A prosecution lawyer has said a 22-year-old man accused of causing the fatal crash which killed his girlfriend has shown an ‘unwillingness to accept responsibility’ during his trial at Chester Crown Court.
Making his closing speech on Monday (October 5), Benjamin Myers, prosecuting, described the case as ‘very sad’ but urged the jury to use their common sense and experience when considering whether Richard Bromley, of Daniell Way in Great Boughton, is guilty of two counts of causing death by dangerous driving and causing death by careless driving while under the influence of alcohol.
Mr Myers said: “The human tragedy is obvious and it is natural to feel strong emotion.
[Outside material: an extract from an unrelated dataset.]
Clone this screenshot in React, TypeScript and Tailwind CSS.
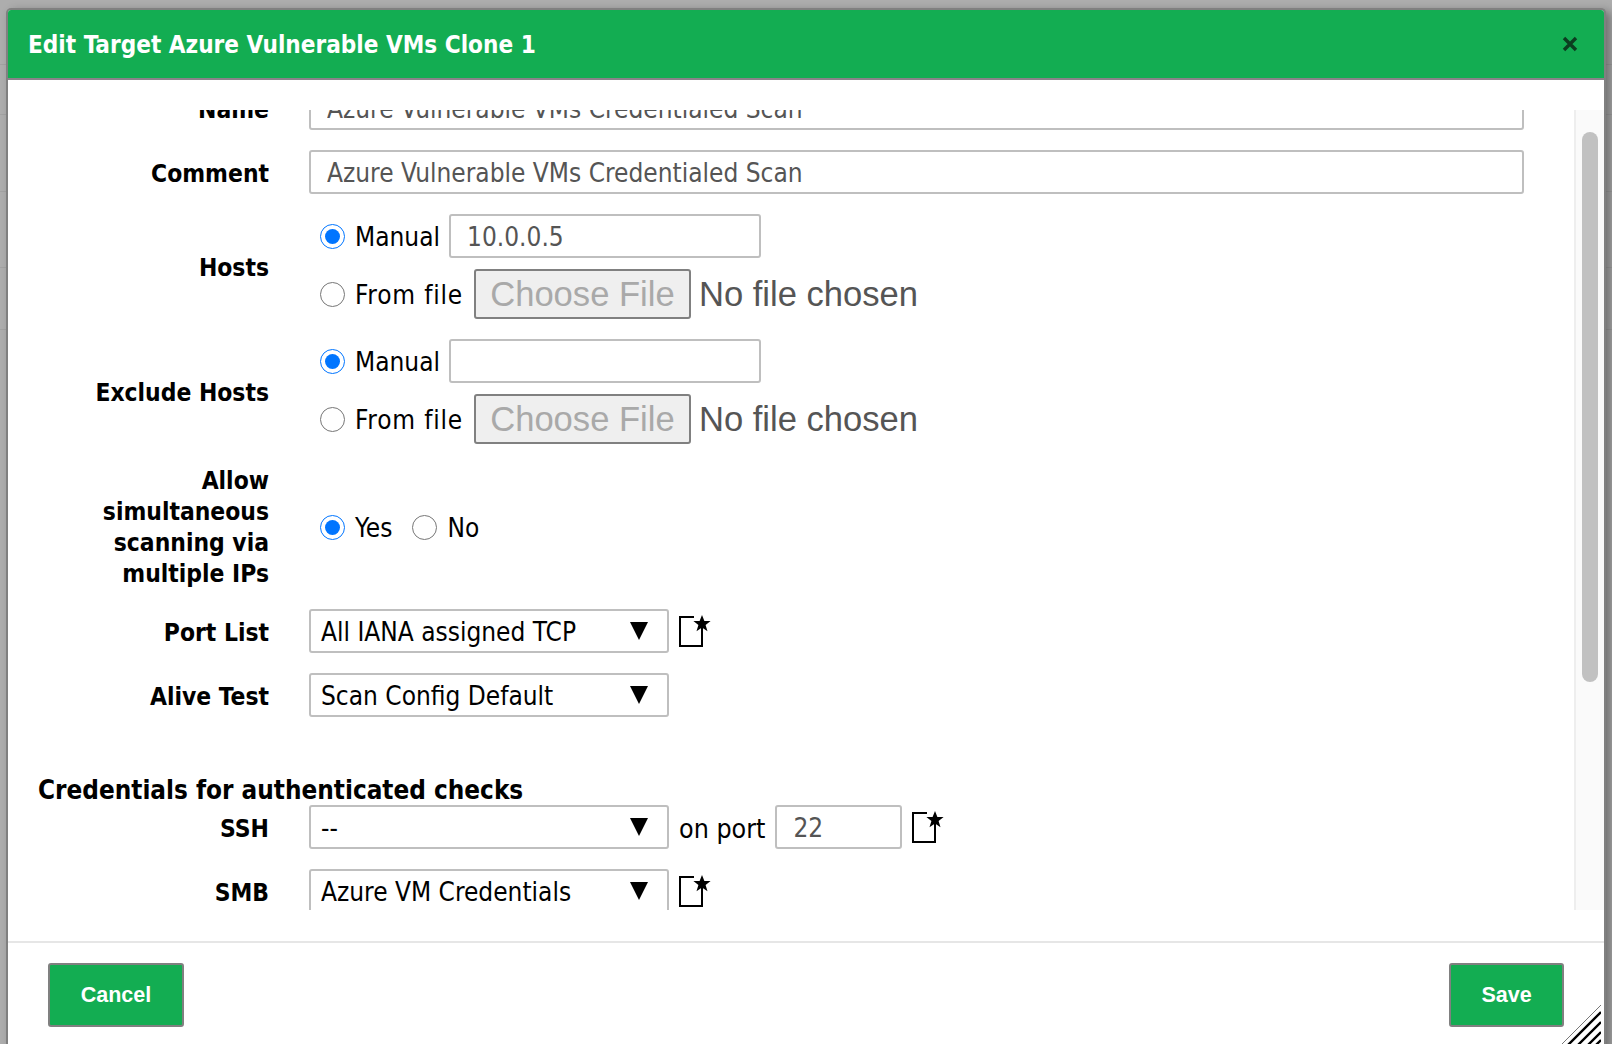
import type { ReactNode } from "react";

const FONT = "font-['DejaVu_Sans_Condensed','DejaVu_Sans',sans-serif]";

function NewIcon() {
  return (
    <svg width="32" height="32" viewBox="0 0 32 32" className="shrink-0 text-black">
      <path d="M23 12v19H1V2h14" fill="none" stroke="currentColor" strokeWidth="2" />
      <path
        d="M23 0l2.4 6h6.2l-5 3.9 1.9 6.3-5.5-3.7-5.5 3.7 1.9-6.3-5-3.9h6.2z"
        fill="currentColor"
      />
    </svg>
  );
}

function Select({ value }: { value: string }) {
  return (
    <div className="flex h-[44px] w-[360px] shrink-0 items-center justify-between rounded-[3px] border-2 border-[#bfbfbf] bg-white pl-[10px] pr-[18px] text-black">
      <span className="pt-[2px]">{value}</span>
      <svg width="20" height="20" viewBox="0 0 20 20">
        <path d="M1 1h18L10 19z" fill="black" />
      </svg>
    </div>
  );
}

function Row({ label, tall, children }: { label: ReactNode; tall?: boolean; children: ReactNode }) {
  return (
    <div className="grid grid-cols-[261px_1fr] items-center gap-x-[40px]">
      <div className={`text-right text-[24.4px] font-bold text-black ${tall ? "" : "pt-[2px]"}`}>{label}</div>
      <div className="min-w-0">{children}</div>
    </div>
  );
}

function Radio({ label, checked, name, wide }: { label: string; checked?: boolean; name: string; wide?: boolean }) {
  return (
    <label className="flex items-center gap-[10px] text-black">
      <input type="radio" name={name} defaultChecked={checked} className="m-0 h-[25px] w-[25px]" />
      <span className={wide ? "pt-[2px] tracking-[0.8px]" : "pt-[2px]"}>{label}</span>
    </label>
  );
}

function HostsField({ name, value }: { name: string; value: string }) {
  return (
    <div className="flex flex-col gap-[11px] pl-[11px]">
      <div className="flex items-center gap-[9px]">
        <Radio name={name} label="Manual" checked />
        <input
          defaultValue={value}
          className="h-[44px] w-[312px] rounded-[3px] border-2 border-[#bfbfbf] bg-white px-[16px] pt-[2px] text-[#555]"
        />
      </div>
      <div className="flex items-center gap-[11px]">
        <Radio name={name} label="From file" wide />
        <div className="flex items-center gap-[8px] font-['Liberation_Sans',sans-serif] text-[34.6px] text-[#555]">
          <button
            type="button"
            disabled
            className="h-[50px] w-[217px] rounded-[3px] border-2 border-[#808080] bg-[#efefef] text-[#a9a9a9]"
          >
            Choose File
          </button>
          <span>No file chosen</span>
        </div>
      </div>
    </div>
  );
}

// page rows showing behind the dialog's backdrop
const BACK_ROWS = [65, 50, 77, 76, 62];

export default function App() {
  return (
    <div className={`relative h-[1044px] overflow-hidden bg-[#adadad] text-[26px] leading-[31px] ${FONT}`}>
      <div>
        {BACK_ROWS.map((h, i) => (
          <div key={i} className="border-b border-[#a2a2a2]" style={{ height: h }} />
        ))}
      </div>

      <div className="absolute left-[6px] top-[8px] flex h-[1100px] w-[1600px] flex-col rounded-t-[5px] border-2 border-b-0 border-[#808080] bg-white shadow-[5px_3px_10px_rgba(0,0,0,0.35)]">
        <div className="flex h-[70px] shrink-0 items-center justify-between rounded-t-[3px] border-b-2 border-[#8a8289] bg-[#13ad52] pl-[20px] pr-[26px]">
          <h1 className="pt-[2px] text-[24.1px] font-bold text-white">Edit Target Azure Vulnerable VMs Clone 1</h1>
          <svg width="16" height="16" viewBox="0 0 16 16">
            <path d="M2 2l12 12M14 2L2 14" stroke="#0c3d20" strokeWidth="3.4" fill="none" />
          </svg>
        </div>

        <div className="h-[30px] shrink-0" />

        <div className="flex h-[800px] shrink-0">
          <div className="min-w-0 flex-1 overflow-hidden pr-[50px]">
            <div className="-mt-[24px] flex flex-col gap-[20px]">
              <Row label="Name">
                <input
                  defaultValue="Azure Vulnerable VMs Credentialed Scan"
                  className="block h-[44px] w-full rounded-[3px] border-2 border-[#bfbfbf] bg-white px-[16px] pt-[2px] text-[#555]"
                />
              </Row>
              <Row label="Comment">
                <input
                  defaultValue="Azure Vulnerable VMs Credentialed Scan"
                  className="block h-[44px] w-full rounded-[3px] border-2 border-[#bfbfbf] bg-white px-[16px] pt-[2px] text-[#555]"
                />
              </Row>
              <Row label="Hosts">
                <HostsField name="hosts" value="10.0.0.5" />
              </Row>
              <Row label="Exclude Hosts">
                <HostsField name="exclude" value="" />
              </Row>
              <div className="mt-[1px]">
                <Row
                  tall
                  label={
                    <>
                      Allow
                      <br />
                      simultaneous
                      <br />
                      scanning via
                      <br />
                      multiple IPs
                    </>
                  }
                >
                  <div className="flex items-center gap-[20px] pl-[11px]">
                    <Radio name="multi" label="Yes" checked />
                    <Radio name="multi" label="No" />
                  </div>
                </Row>
              </div>
              <Row label="Port List">
                <div className="flex items-center gap-[10px]">
                  <Select value="All IANA assigned TCP" />
                  <NewIcon />
                </div>
              </Row>
              <Row label="Alive Test">
                <Select value="Scan Config Default" />
              </Row>
              <div>
                <h3 className="mt-[37px] pl-[30px] pt-[2px] text-[25.85px] font-bold leading-[29px] text-black">
                  Credentials for authenticated checks
                </h3>
                <Row label="SSH">
                  <div className="flex items-center gap-[10px]">
                    <Select value="--" />
                    <span className="pt-[2px] text-[26.6px] text-black">on port</span>
                    <input
                      defaultValue="22"
                      className="h-[44px] w-[127px] rounded-[3px] border-2 border-[#bfbfbf] bg-white px-[16px] pt-[2px] text-[#555]"
                    />
                    <NewIcon />
                  </div>
                </Row>
              </div>
              <Row label="SMB">
                <div className="flex items-center gap-[10px]">
                  <Select value="Azure VM Credentials" />
                  <NewIcon />
                </div>
              </Row>
            </div>
          </div>

          <div className="w-[30px] shrink-0 border-l-2 border-[#eeeeee] bg-[#fafafa] pl-[6px] pt-[22px]">
            <div className="h-[550px] w-[16px] rounded-full bg-[#c1c1c1]" />
          </div>
        </div>

        <div className="mt-[31px] flex items-start justify-between border-t-2 border-[#e6e6e6] pl-[40px] pr-[40px] pt-[20px]">
          <button className="h-[64px] w-[136px] rounded-[3px] border-2 border-[#808080] bg-[#13ad52] font-['Liberation_Sans',sans-serif] text-[21.5px] font-bold text-white">
            Cancel
          </button>
          <button className="h-[64px] w-[115px] rounded-[3px] border-2 border-[#808080] bg-[#13ad52] font-['Liberation_Sans',sans-serif] text-[21.5px] font-bold text-white">
            Save
          </button>
        </div>

        <svg width="40" height="42" viewBox="0 0 40 42" className="absolute left-[1553px] top-[993px]">
          <path d="M0 42L40 2" stroke="#777" strokeWidth="1" />
          <path d="M7 42L40 9M17 42L40 19M27 42L40 29M35 42L40 37" stroke="black" strokeWidth="2.4" />
        </svg>
      </div>
    </div>
  );
}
“It may be natural to feel sympathy for Mr Bromley who, but for all of this, seems to be a decent young man.
“There are no answers in sympathy.
“Justice and fairness lies in the evidence.”
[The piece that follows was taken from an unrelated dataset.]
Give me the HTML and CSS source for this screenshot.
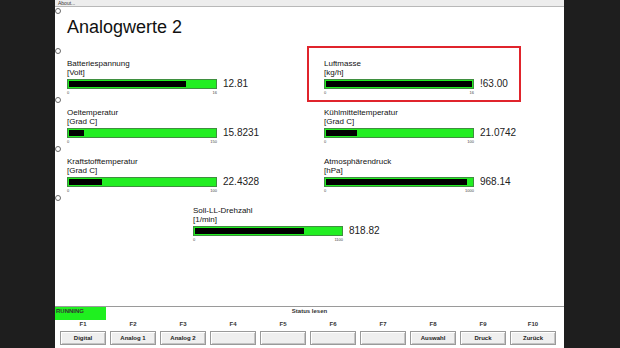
FILE: index.html
```html
<!DOCTYPE html>
<html lang="de">
<head>
  <meta charset="UTF-8">
  <meta name="viewport" content="width=device-width, initial-scale=1.0">
  <title>Analogwerte 2</title>
  <link rel="stylesheet" href="styles.css">
</head>
<body>
  <div class="app">
    <div class="menubar">About...</div>

    <div class="main">
      <div class="row title-row">
        <span class="radio"></span>
        <h1>Analogwerte 2</h1>
      </div>

      <div class="row">
        <span class="radio"></span>
        <div class="cells">
          <div class="gauge">
            <div class="label">Batteriespannung</div>
            <div class="unit">[Volt]</div>
            <div class="bar-line">
              <div class="bar"><div class="fill" style="width: 80%"></div></div>
              <span class="value">12.81</span>
            </div>
            <div class="scale"><span>0</span><span>16</span></div>
          </div>
          <div class="gauge marked">
            <div class="label">Luftmasse</div>
            <div class="unit">[kg/h]</div>
            <div class="bar-line">
              <div class="bar"><div class="fill" style="width: 100%"></div></div>
              <span class="value">!63.00</span>
            </div>
            <div class="scale"><span>0</span><span>16</span></div>
          </div>
        </div>
      </div>

      <div class="row">
        <span class="radio"></span>
        <div class="cells">
          <div class="gauge">
            <div class="label">Oeltemperatur</div>
            <div class="unit">[Grad C]</div>
            <div class="bar-line">
              <div class="bar"><div class="fill" style="width: 10.5%"></div></div>
              <span class="value">15.8231</span>
            </div>
            <div class="scale"><span>0</span><span>150</span></div>
          </div>
          <div class="gauge">
            <div class="label">Kühlmitteltemperatur</div>
            <div class="unit">[Grad C]</div>
            <div class="bar-line">
              <div class="bar"><div class="fill" style="width: 21.1%"></div></div>
              <span class="value">21.0742</span>
            </div>
            <div class="scale"><span>0</span><span>100</span></div>
          </div>
        </div>
      </div>

      <div class="row">
        <span class="radio"></span>
        <div class="cells">
          <div class="gauge">
            <div class="label">Kraftstofftemperatur</div>
            <div class="unit">[Grad C]</div>
            <div class="bar-line">
              <div class="bar"><div class="fill" style="width: 22.4%"></div></div>
              <span class="value">22.4328</span>
            </div>
            <div class="scale"><span>0</span><span>100</span></div>
          </div>
          <div class="gauge">
            <div class="label">Atmosphärendruck</div>
            <div class="unit">[hPa]</div>
            <div class="bar-line">
              <div class="bar"><div class="fill" style="width: 96.8%"></div></div>
              <span class="value">968.14</span>
            </div>
            <div class="scale"><span>0</span><span>1000</span></div>
          </div>
        </div>
      </div>

      <div class="row">
        <span class="radio"></span>
        <div class="cells single">
          <div class="gauge">
            <div class="label">Soll-LL-Drehzahl</div>
            <div class="unit">[1/min]</div>
            <div class="bar-line">
              <div class="bar"><div class="fill" style="width: 74.4%"></div></div>
              <span class="value">818.82</span>
            </div>
            <div class="scale"><span>0</span><span>1100</span></div>
          </div>
        </div>
      </div>
    </div>

    <div class="footer">
      <div class="status">
        <div class="running">RUNNING</div>
        <div class="status-title">Status lesen</div>
        <div></div>
      </div>
      <div class="keys">
        <div class="key"><span class="fkey">F1</span><button class="btn">Digital</button></div>
        <div class="key"><span class="fkey">F2</span><button class="btn">Analog 1</button></div>
        <div class="key"><span class="fkey">F3</span><button class="btn">Analog 2</button></div>
        <div class="key"><span class="fkey">F4</span><button class="btn"></button></div>
        <div class="key"><span class="fkey">F5</span><button class="btn"></button></div>
        <div class="key"><span class="fkey">F6</span><button class="btn"></button></div>
        <div class="key"><span class="fkey">F7</span><button class="btn"></button></div>
        <div class="key"><span class="fkey">F8</span><button class="btn">Auswahl</button></div>
        <div class="key"><span class="fkey">F9</span><button class="btn">Druck</button></div>
        <div class="key"><span class="fkey">F10</span><button class="btn">Zurück</button></div>
      </div>
    </div>
  </div>
</body>
</html>
```

FILE: styles.css
```css
body {
  margin: 0;
  background: #1e1e1e;
  font-family: "Liberation Sans", Arial, sans-serif;
}
.app {
  width: 509px;
  height: 348px;
  margin-left: 55px;
  background: #fff;
  display: flex;
  flex-direction: column;
}
.menubar {
  height: 6px;
  border-bottom: 1px solid #b8b8b8;
  background: #ededed;
  font-size: 5px;
  line-height: 6px;
  padding-left: 3px;
  color: #333;
}
.main {
  flex: 1;
}
.row {
  display: flex;
  height: 49px;
}
.title-row {
  height: 40px;
}
.radio {
  flex: none;
  width: 6px;
  height: 6px;
  box-sizing: border-box;
  border: 1px solid #6a6a6a;
  border-radius: 50%;
  margin: 1px 6px 0 0;
}
h1 {
  margin: 10px 0 0;
  font-size: 18px;
  line-height: 20px;
  font-weight: normal;
  color: #111;
}
.cells {
  display: flex;
  padding-top: 12px;
}
.cells.single {
  padding-left: 126px;
}
.gauge {
  width: 257px;
}
.gauge.marked {
  position: relative;
}
.gauge.marked::after {
  content: "";
  position: absolute;
  left: -17px;
  top: -13px;
  width: 214px;
  height: 56px;
  box-sizing: border-box;
  border: 2px solid #e0242c;
}
.label, .unit {
  font-size: 8px;
  line-height: 9px;
  color: #111;
}
.bar-line {
  display: flex;
  align-items: center;
  margin-top: 2px;
}
.bar {
  width: 150px;
  height: 10px;
  box-sizing: border-box;
  border: 1px solid #3f8f3f;
  background: #22ee22;
  padding: 1px;
}
.fill {
  height: 100%;
  background: #000;
}
.value {
  margin-left: 6px;
  font-size: 10px;
  line-height: 10px;
  color: #222;
}
.scale {
  width: 150px;
  display: flex;
  justify-content: space-between;
  font-size: 4px;
  line-height: 5px;
  margin-top: 1px;
  color: #444;
}
.footer {
  height: 41px;
  border-top: 1px solid #9a9a9a;
}
.status {
  display: grid;
  grid-template-columns: 51px 1fr 51px;
  height: 13px;
  font-size: 6px;
  font-weight: bold;
  line-height: 8px;
  color: #333;
}
.running {
  background: #1ff01f;
  padding-left: 1px;
}
.status-title {
  text-align: center;
}
.keys {
  display: grid;
  grid-template-columns: repeat(10, 50px);
  padding-left: 3px;
}
.key {
  display: flex;
  flex-direction: column;
  align-items: center;
}
.fkey {
  height: 9px;
  margin-bottom: 2px;
  font-size: 6px;
  font-weight: bold;
  line-height: 9px;
  color: #333;
}
.btn {
  width: 46px;
  height: 14px;
  box-sizing: border-box;
  padding: 0;
  background: #efefef;
  border: 1px solid #9a9a9a;
  box-shadow: inset 1px 1px 0 #fff, inset -1px -1px 0 #c4c4c4;
  font-family: "Liberation Sans", Arial, sans-serif;
  font-size: 6px;
  font-weight: bold;
  line-height: 12px;
  color: #222;
}
```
Miss Williams, who was 19-years-old, was killed instantly.
Mr Myers said that whatever Miss Williams did or did not do, ‘we are here because of how Richard Bromley was driving’.
“The prosecution case is that he drank too much, he drove too fast, he did not concentrate on what he was doing and all of that played a part in his losing control in coming out of that bend,” he added.
Earlier in the trial, Bromley told the court that he drank three and a half pints of lager between approximately 6pm and 9pm on the night of the tragedy.
But Mr Myers rejected this, saying that ‘in all likelihood’ Bromley had drunk more than that.
Mr Myers reminded the jury of the evidence of toxicologist Dr Mark Piper, whose analysis of a sample taken from Bromley more than two hours after the collision found that the level of alcohol in his blood was ‘not less than 111mg of alcohol to 100ml of blood’ – the legal limit in England and Wales is 80mg of alcohol for 100ml of blood.
“Mr Bromley will accept no blame for any part of what happened,” Mr Myers said.
He also suggested that the defendant can be ‘less than frank when he wants to be’, citing the omission of any alcohol consumption from the prepared statement he gave to police during his first interview.
“It really covers a lot of detail,” Mr Myers said.
“We know however upset he was at that point, he is quite capable of putting down details that he wants to put down.
“He chose not to mention alcohol.
“The prosecution say it is obvious why and significant.
“It shows also that he knows how significant a part alcohol has played in this.”
Defence counsel Phillip Lucas countered, during his closing speech, that ‘alcohol consumption played no part’ in the events of June 24, 2013 and accused Mr Myers of ‘banging the alcohol drum very loudly’.
“The defence say that the accident was not caused by an argument or excessive speed or alcohol consumption,” Mr Lucas said, referring to the couple’s diagreement as ‘merely the backdrop’ in the case.
“This is a case where the vehicle was suddenly, without any notice whatsoever, steered to the left.”